AIM OF THE EXERCISE: Retype only what runs from the beginning of the data through the line with "left-[1007px] top-0 w-[2px]"; please omit the pictures and keep every line exact.

# Start of MATERIAL

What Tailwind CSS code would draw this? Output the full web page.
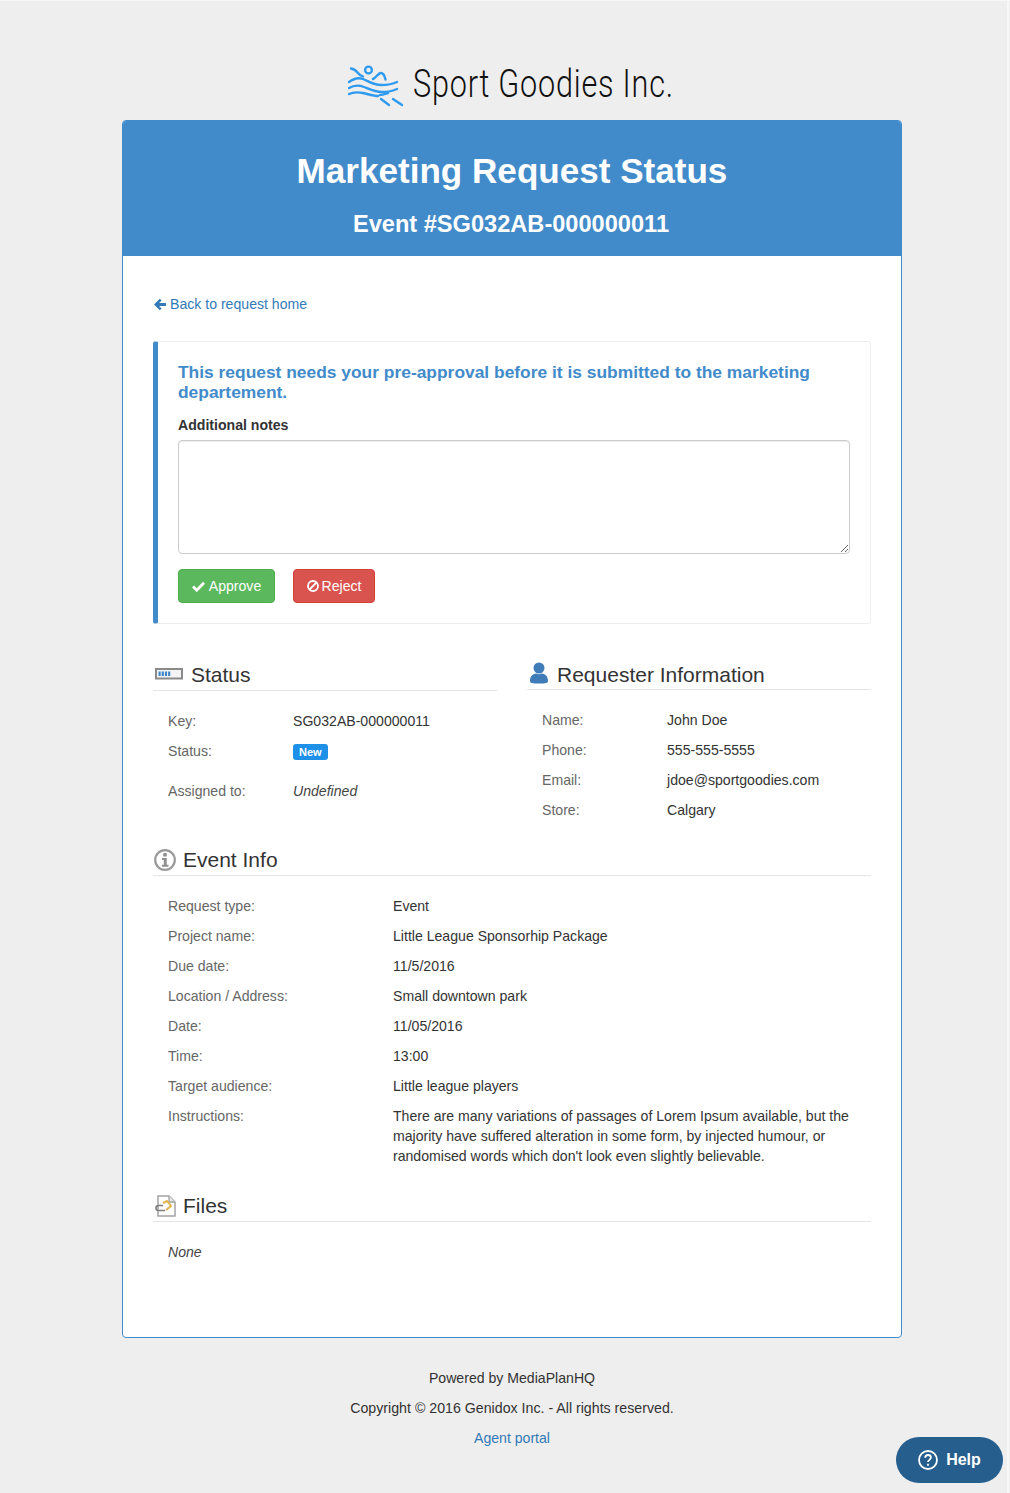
<!DOCTYPE html>
<html lang="en">

<head>
    <meta charset="UTF-8" />
    <meta name="viewport" content="width=device-width, initial-scale=1.0" />
    <title>Marketing Request Status</title>
    <script src="https://cdn.jsdelivr.net/npm/@tailwindcss/browser@4"></script>
</head>

<body class="bg-[#eeeeee] text-[#333333] font-['Liberation_Sans',Arial,sans-serif] text-[14.100px] leading-5">
    <div class="relative h-[1493px] overflow-hidden">
        <!-- window edges -->
        <div class="absolute left-0 top-0 w-full h-px bg-[#f7f7f7]"></div>
        <div class="absolute left-[1007px] top-0 w-[2px] h-full bg-[#f8f8f8]"></div>

        <!-- logo -->
        <div class="h-[120px] pt-[64px] pl-[348px]">
            <div class="flex items-start h-[44px]">
                <svg class="w-[56px] h-[42px] mt-[1px]" viewBox="0 0 56 42" fill="none" stroke="#2f9bf0" stroke-width="2.400" stroke-linecap="round">
                    <circle cx="20.500" cy="5" r="3.400" />
                    <path d="M3 3.500c3 .5 5 2 6.500 4s3 3 5.500 4" />
                    <path d="M25 14c3-1 5-6 8-6s3.500 3 4.500 6.500" />
                    <path d="M1 17c4-3 9-5 14-3s11 6 18 6 12-1 16-3" />
                    <path d="M1 23c5-3 10-3 15-1s11 5 18 5 11-1 15-3" />
                    <path d="M1 29c4-2 9-2 14-1s10 3 15 3" />
                    <path d="M40 28c-3 1-5 2-8 2" />
                    <path d="M33 34l8 6" />
                    <path d="M45 34l9 6" />
                </svg>
                <div class="ml-[9px] w-[260px] text-[39px] leading-[41px] tracking-[1px] font-['Roboto'] font-light text-[#111111] whitespace-nowrap scale-x-[0.785] origin-left">Sport Goodies Inc.</div>
            </div>
        </div>

        <!-- card -->
        <div class="w-[780px] h-[1218px] ml-[122px] bg-white border border-[#428bca] rounded-[4px] overflow-hidden">
            <div class="h-[135px] bg-[#428bca] text-white text-center font-bold pt-[28px]">
                <h1 class="text-[35.100px] leading-[44px]">Marketing Request Status</h1>
                <h2 class="text-[23.600px] leading-[28px] mt-[17px] mr-[2px]">Event #SG032AB-000000011</h2>
            </div>

            <div class="px-[30px]">
                <a class="flex items-center h-5 mt-[38px] text-[#337ab7]" href="#">
                    <svg class="w-[12px] h-[13px] ml-[1px] mr-[4px]" viewBox="0 0 12 13" fill="#337ab7">
                        <path d="M0 6.500 5.800.7l1.800 1.800-2.500 2.500H12v3H5.100l2.500 2.500-1.800 1.800z" />
                    </svg>
                    Back to request home
                </a>

                <!-- pre-approval -->
                <div class="mt-[27px] h-[283px] border border-[#eeeeee] border-l-[5px] border-l-[#428bca] rounded-[3px] pl-5 pr-5 pt-[21px]">
                    <h4 class="text-[17.400px] leading-[19.500px] font-semibold text-[#428bca]">This request needs your pre-approval before it is submitted to the marketing departement.</h4>
                    <label class="block font-bold mt-[13px]">Additional notes</label>
                    <textarea class="block w-[672px] h-[114px] mt-[5px] border border-[#cccccc] rounded-[4px] shadow-[inset_0_1px_1px_rgba(0,0,0,0.075)]"></textarea>
                    <div class="flex gap-[18px] mt-[15px] text-white">
                        <button class="flex items-center justify-center w-[97px] h-[34px] bg-[#5cb85c] border border-[#4cae4c] rounded-[4px]">
                            <svg class="w-[13px] h-[11px] mr-[4px]" viewBox="0 0 13 11" fill="none" stroke="white" stroke-width="2.800">
                                <path d="M1 5.500 4.800 9.200 12 1.800" />
                            </svg>
                            Approve
                        </button>
                        <button class="flex items-center justify-center w-[82px] h-[34px] bg-[#d9534f] border border-[#d43f3a] rounded-[4px]">
                            <svg class="w-[12px] h-[12px] mr-[3px]" viewBox="0 0 12 12" fill="none" stroke="white" stroke-width="1.800">
                                <circle cx="6" cy="6" r="5" />
                                <path d="M2.500 9.500l7-7" />
                            </svg>
                            Reject
                        </button>
                    </div>
                </div>

                <!-- status + requester -->
                <div class="grid grid-cols-2 gap-x-[30px] mt-[36px]">
                    <div>
                        <div class="flex items-center h-[31px] border-b border-[#e5e5e5] pl-[2px] text-[21px] leading-[30px]">
                            <svg class="w-[28px] h-[12px] mr-2 mb-[3px]" viewBox="0 0 28 12">
                                <rect x="1" y="1" width="26" height="9.500" fill="#f4f4f4" stroke="#8a8a8a" stroke-width="2" />
                                <path d="M3.500 3.500h2.200v4.500H3.500zM6.700 3.500h2.200v4.500H6.700zM9.900 3.500h2.200v4.500H9.900zM13.100 3.500h2.200v4.500h-2.200z" fill="#3f86c9" />
                            </svg>
                            <span>Status</span>
                        </div>
                        <div class="pl-[15px] pt-[15px]">
                            <div class="flex h-[30px] items-center"><span class="w-[125px] text-[#666666]">Key:</span><span>SG032AB-000000011</span></div>
                            <div class="flex h-[30px] items-center"><span class="w-[125px] text-[#666666]">Status:</span><span class="bg-[#1e90e8] text-white text-[11px] font-bold leading-[16px] px-[6px] rounded-[3px] mt-[1px]">New</span></div>
                            <div class="flex h-[30px] items-center mt-[10px]"><span class="w-[125px] text-[#666666]">Assigned to:</span><span class="italic text-[#444444]">Undefined</span></div>
                        </div>
                    </div>
                    <div>
                        <div class="flex items-center h-[30px] border-b border-[#e5e5e5] pl-[3px] text-[21px] leading-[30px]">
                            <svg class="w-[18px] h-[22px] mr-[9px] mb-[3px]" viewBox="0 0 18 22" fill="#3f7cb8">
                                <circle cx="9" cy="6" r="5.500" />
                                <path d="M0 19c0-5 3-7 6-7.500 2 1 4 1 6 0 3 .5 6 2.500 6 7.500 0 2-2 2.500-9 2.500S0 21 0 19z" />
                            </svg>
                            <span>Requester Information</span>
                        </div>
                        <div class="pl-[15px] pt-[15px]">
                            <div class="flex h-[30px] items-center"><span class="w-[125px] text-[#666666]">Name:</span><span>John Doe</span></div>
                            <div class="flex h-[30px] items-center"><span class="w-[125px] text-[#666666]">Phone:</span><span>555-555-5555</span></div>
                            <div class="flex h-[30px] items-center"><span class="w-[125px] text-[#666666]">Email:</span><span>jdoe@sportgoodies.com</span></div>
                            <div class="flex h-[30px] items-center"><span class="w-[125px] text-[#666666]">Store:</span><span>Calgary</span></div>
                        </div>
                    </div>
                </div>

                <!-- event info -->
                <div class="flex items-center h-[31px] border-b border-[#e5e5e5] pl-[1px] mt-[20px] text-[21px] leading-[30px]">
                    <svg class="w-[22px] h-[22px] mr-[7px]" viewBox="0 0 22 22">
                        <circle cx="11" cy="11" r="9.800" fill="#fff" stroke="#999999" stroke-width="2.200" />
                        <circle cx="11" cy="5.800" r="2" fill="#8f8f8f" />
                        <path d="M8 9H12.700V15.800H14.500V17.800H8V15.800H9.800V11H8z" fill="#8f8f8f" />
                    </svg>
                    <span>Event Info</span>
                </div>
                <div class="pl-[15px] pt-[15px]">
                    <div class="flex h-[30px] items-center"><span class="w-[225px] text-[#666666]">Request type:</span><span>Event</span></div>
                    <div class="flex h-[30px] items-center"><span class="w-[225px] text-[#666666]">Project name:</span><span>Little League Sponsorhip Package</span></div>
                    <div class="flex h-[30px] items-center"><span class="w-[225px] text-[#666666]">Due date:</span><span>11/5/2016</span></div>
                    <div class="flex h-[30px] items-center"><span class="w-[225px] text-[#666666]">Location / Address:</span><span>Small downtown park</span></div>
                    <div class="flex h-[30px] items-center"><span class="w-[225px] text-[#666666]">Date:</span><span>11/05/2016</span></div>
                    <div class="flex h-[30px] items-center"><span class="w-[225px] text-[#666666]">Time:</span><span>13:00</span></div>
                    <div class="flex h-[30px] items-center"><span class="w-[225px] text-[#666666]">Target audience:</span><span>Little league players</span></div>
                    <div class="flex pt-[5px]"><span class="w-[225px] shrink-0 text-[#666666]">Instructions:</span><span class="w-[470px]">There are many variations of passages of Lorem Ipsum available, but the majority have suffered alteration in some form, by injected humour, or randomised words which don't look even slightly believable.</span></div>
                </div>

                <!-- files -->
                <div class="flex items-center h-[31px] border-b border-[#e5e5e5] pl-[2px] mt-[25px] text-[21px] leading-[30px]">
                    <svg class="w-[21px] h-[22px] mr-[7px]" viewBox="0 0 21 22" fill="none">
                        <path d="M3 1h11l6 6v14H3z" fill="#fff" stroke="#a3a3a3" stroke-width="1.500" />
                        <path d="M14 1v6h6" fill="#e6e6e6" stroke="#a3a3a3" stroke-width="1.300" />
                        <path d="M8 8l4-2 4 5-5 4" stroke="#e3b34c" stroke-width="2" />
                        <path d="M8 10.500H3.500a2.500 2.500 0 0 0 0 5H10" stroke="#7d7d7d" stroke-width="1.600" />
                    </svg>
                    <span>Files</span>
                </div>
                <div class="pl-[15px] pt-[20px] italic text-[#444444]">None</div>
            </div>
        </div>

        <!-- footer -->
        <div class="w-[780px] ml-[122px] pt-[30px] text-center">
            <p class="h-[30px]">Powered by MediaPlanHQ</p>
            <p class="h-[30px] text-[14.200px]">Copyright © 2016 Genidox Inc. - All rights reserved.</p>
            <a class="block text-[#337ab7]" href="#">Agent portal</a>
        </div>

        <!-- help widget -->
        <div class="absolute left-[896px] top-[1437px] w-[107px] h-[46px] rounded-full bg-[#265f8e] text-white flex items-center justify-center font-bold text-[16px]">
            <svg class="w-[20px] h-[20px] mr-[8px]" viewBox="0 0 20 20" fill="none" stroke="white" stroke-width="1.800">
                <circle cx="10" cy="10" r="9" />
                <path d="M7.200 7.800c0-1.800 1.300-2.800 2.900-2.800s2.800 1 2.800 2.500c0 2.400-2.900 2.300-2.900 4.500" />
                <path d="M10 13.700v2" />
            </svg>
            Help
        </div>
    </div>
</body>

</html>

# End of MATERIAL

OUTPUT OF THE EXERCISE:
What Tailwind CSS code would draw this? Output the full web page.
<!DOCTYPE html>
<html lang="en">

<head>
    <meta charset="UTF-8" />
    <meta name="viewport" content="width=device-width, initial-scale=1.0" />
    <title>Marketing Request Status</title>
    <script src="https://cdn.jsdelivr.net/npm/@tailwindcss/browser@4"></script>
</head>

<body class="bg-[#eeeeee] text-[#333333] font-['Liberation_Sans',Arial,sans-serif] text-[14.100px] leading-5">
    <div class="relative h-[1493px] overflow-hidden">
        <!-- window edges -->
        <div class="absolute left-0 top-0 w-full h-px bg-[#f7f7f7]"></div>
        <div class="absolute left-[1007px] top-0 w-[2px] h-full bg-[#f8f8f8]"></div>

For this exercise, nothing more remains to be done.